• [WRITTEN PROBLEM]
From the material below, list every line containing "components".

• [DATA LINES]
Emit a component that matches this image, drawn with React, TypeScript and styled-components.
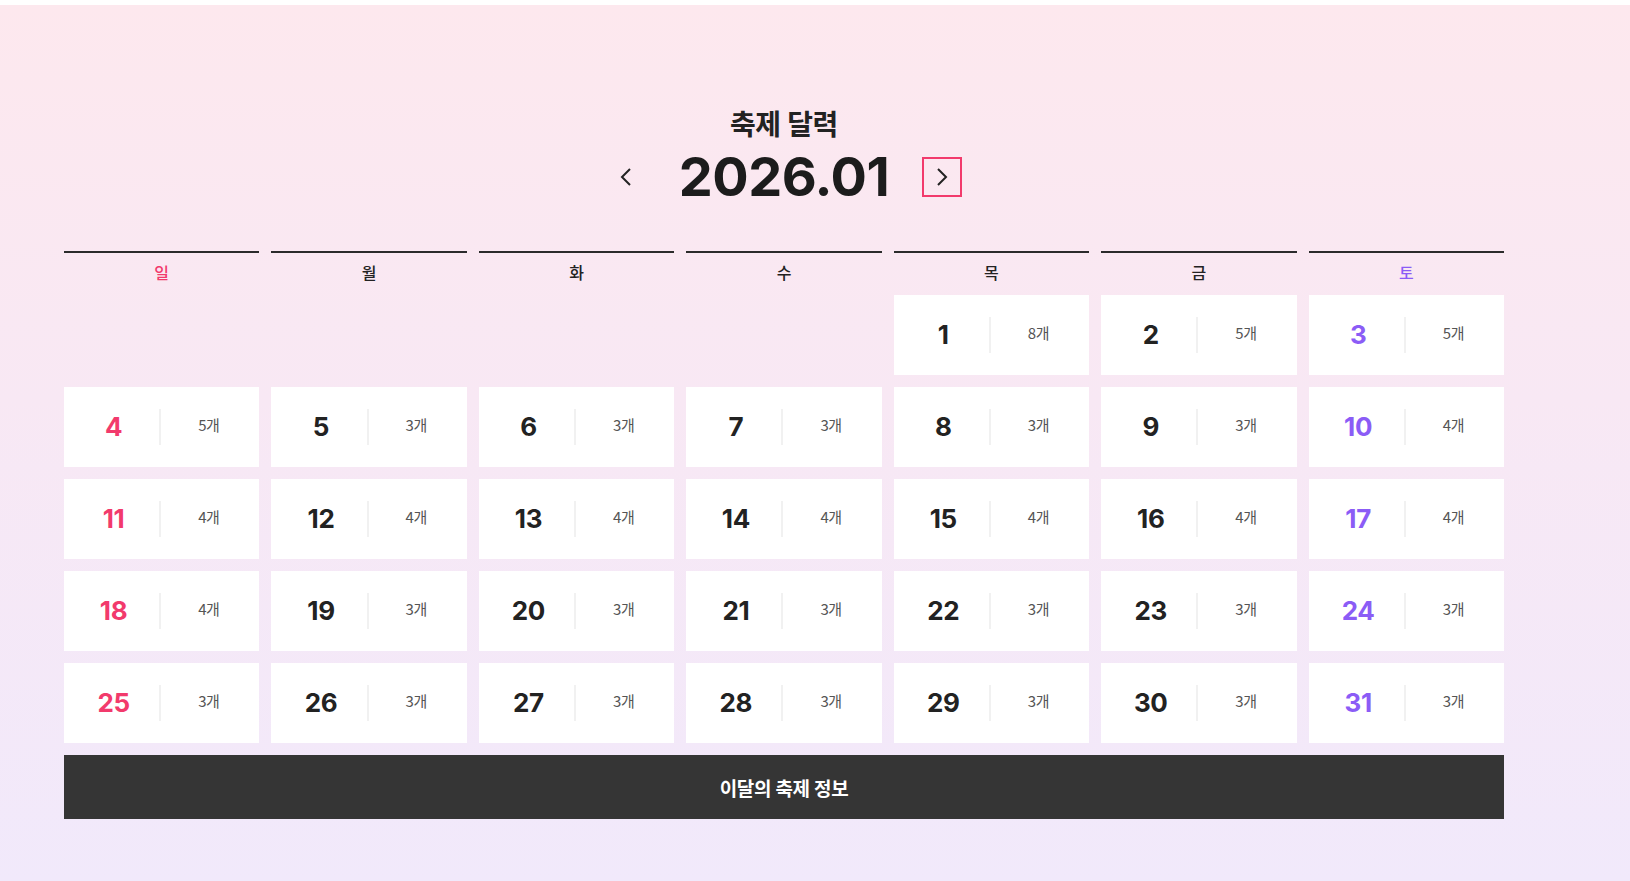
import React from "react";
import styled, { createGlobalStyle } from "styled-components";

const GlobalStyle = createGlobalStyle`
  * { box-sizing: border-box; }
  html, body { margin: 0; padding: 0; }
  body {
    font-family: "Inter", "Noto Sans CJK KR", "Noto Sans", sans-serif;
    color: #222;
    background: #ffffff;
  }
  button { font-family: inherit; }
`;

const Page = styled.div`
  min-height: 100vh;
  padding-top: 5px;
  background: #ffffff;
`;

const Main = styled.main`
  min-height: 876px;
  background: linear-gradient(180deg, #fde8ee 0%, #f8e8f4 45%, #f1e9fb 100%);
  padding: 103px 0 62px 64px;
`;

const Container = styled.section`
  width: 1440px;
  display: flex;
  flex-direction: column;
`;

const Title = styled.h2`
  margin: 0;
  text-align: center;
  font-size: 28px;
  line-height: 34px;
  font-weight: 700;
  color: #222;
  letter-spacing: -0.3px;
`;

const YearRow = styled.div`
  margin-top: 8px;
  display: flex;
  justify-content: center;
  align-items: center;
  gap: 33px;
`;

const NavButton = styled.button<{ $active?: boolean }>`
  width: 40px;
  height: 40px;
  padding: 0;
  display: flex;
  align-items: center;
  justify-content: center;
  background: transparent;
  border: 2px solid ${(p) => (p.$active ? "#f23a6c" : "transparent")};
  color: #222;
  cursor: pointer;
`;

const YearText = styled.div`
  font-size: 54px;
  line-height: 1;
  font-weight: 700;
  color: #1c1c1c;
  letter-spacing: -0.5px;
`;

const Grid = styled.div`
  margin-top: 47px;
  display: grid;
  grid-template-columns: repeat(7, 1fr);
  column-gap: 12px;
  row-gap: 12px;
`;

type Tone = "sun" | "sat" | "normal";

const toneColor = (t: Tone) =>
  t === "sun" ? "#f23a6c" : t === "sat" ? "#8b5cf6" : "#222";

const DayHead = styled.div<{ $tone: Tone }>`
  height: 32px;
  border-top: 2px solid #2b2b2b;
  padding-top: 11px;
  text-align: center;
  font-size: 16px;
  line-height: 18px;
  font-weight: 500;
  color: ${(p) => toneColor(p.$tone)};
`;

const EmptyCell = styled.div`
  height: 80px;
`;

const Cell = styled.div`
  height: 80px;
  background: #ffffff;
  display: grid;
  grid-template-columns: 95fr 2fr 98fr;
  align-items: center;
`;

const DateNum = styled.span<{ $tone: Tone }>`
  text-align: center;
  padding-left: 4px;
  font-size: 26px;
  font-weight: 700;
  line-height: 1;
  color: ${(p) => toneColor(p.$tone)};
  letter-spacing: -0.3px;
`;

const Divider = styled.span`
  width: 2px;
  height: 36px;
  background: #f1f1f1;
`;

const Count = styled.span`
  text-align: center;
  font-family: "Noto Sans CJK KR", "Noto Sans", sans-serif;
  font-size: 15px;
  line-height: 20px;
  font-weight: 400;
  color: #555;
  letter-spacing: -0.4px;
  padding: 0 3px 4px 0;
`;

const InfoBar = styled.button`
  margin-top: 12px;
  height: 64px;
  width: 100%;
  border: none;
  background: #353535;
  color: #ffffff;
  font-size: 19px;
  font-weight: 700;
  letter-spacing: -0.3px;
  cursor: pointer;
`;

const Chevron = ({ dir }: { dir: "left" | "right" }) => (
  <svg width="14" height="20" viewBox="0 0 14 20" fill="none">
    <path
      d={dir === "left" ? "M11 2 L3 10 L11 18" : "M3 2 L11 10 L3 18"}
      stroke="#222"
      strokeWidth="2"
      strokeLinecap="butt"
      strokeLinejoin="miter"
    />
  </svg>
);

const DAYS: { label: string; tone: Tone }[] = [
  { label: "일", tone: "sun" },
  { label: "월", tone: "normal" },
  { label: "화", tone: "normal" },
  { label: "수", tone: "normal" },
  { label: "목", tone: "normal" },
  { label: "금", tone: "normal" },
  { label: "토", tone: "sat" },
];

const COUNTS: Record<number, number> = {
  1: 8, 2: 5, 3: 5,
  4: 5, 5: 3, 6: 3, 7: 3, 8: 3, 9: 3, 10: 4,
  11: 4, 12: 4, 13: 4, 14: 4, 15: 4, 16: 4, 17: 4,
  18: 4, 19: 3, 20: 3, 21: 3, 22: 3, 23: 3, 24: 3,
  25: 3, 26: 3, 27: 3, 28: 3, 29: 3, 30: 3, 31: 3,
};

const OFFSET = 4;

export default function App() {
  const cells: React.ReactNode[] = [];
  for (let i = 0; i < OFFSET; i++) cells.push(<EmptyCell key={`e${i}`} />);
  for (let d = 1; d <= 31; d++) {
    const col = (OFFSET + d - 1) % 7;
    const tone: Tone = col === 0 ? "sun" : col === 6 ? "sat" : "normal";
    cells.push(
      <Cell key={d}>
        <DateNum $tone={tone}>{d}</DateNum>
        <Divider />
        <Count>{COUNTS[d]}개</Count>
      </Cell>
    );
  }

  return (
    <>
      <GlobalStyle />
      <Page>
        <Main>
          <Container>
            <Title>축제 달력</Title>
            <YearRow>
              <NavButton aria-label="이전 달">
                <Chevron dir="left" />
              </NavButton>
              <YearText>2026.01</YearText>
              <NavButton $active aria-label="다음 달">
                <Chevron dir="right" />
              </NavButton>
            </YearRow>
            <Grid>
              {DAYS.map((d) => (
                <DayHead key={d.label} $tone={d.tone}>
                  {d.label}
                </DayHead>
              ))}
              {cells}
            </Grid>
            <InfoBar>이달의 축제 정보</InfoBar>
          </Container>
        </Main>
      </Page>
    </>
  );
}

• [OUTPUT FOR THIS EXERCISE]
Emit a component that matches this image, drawn with React, TypeScript and styled-components.
import styled, { createGlobalStyle } from "styled-components";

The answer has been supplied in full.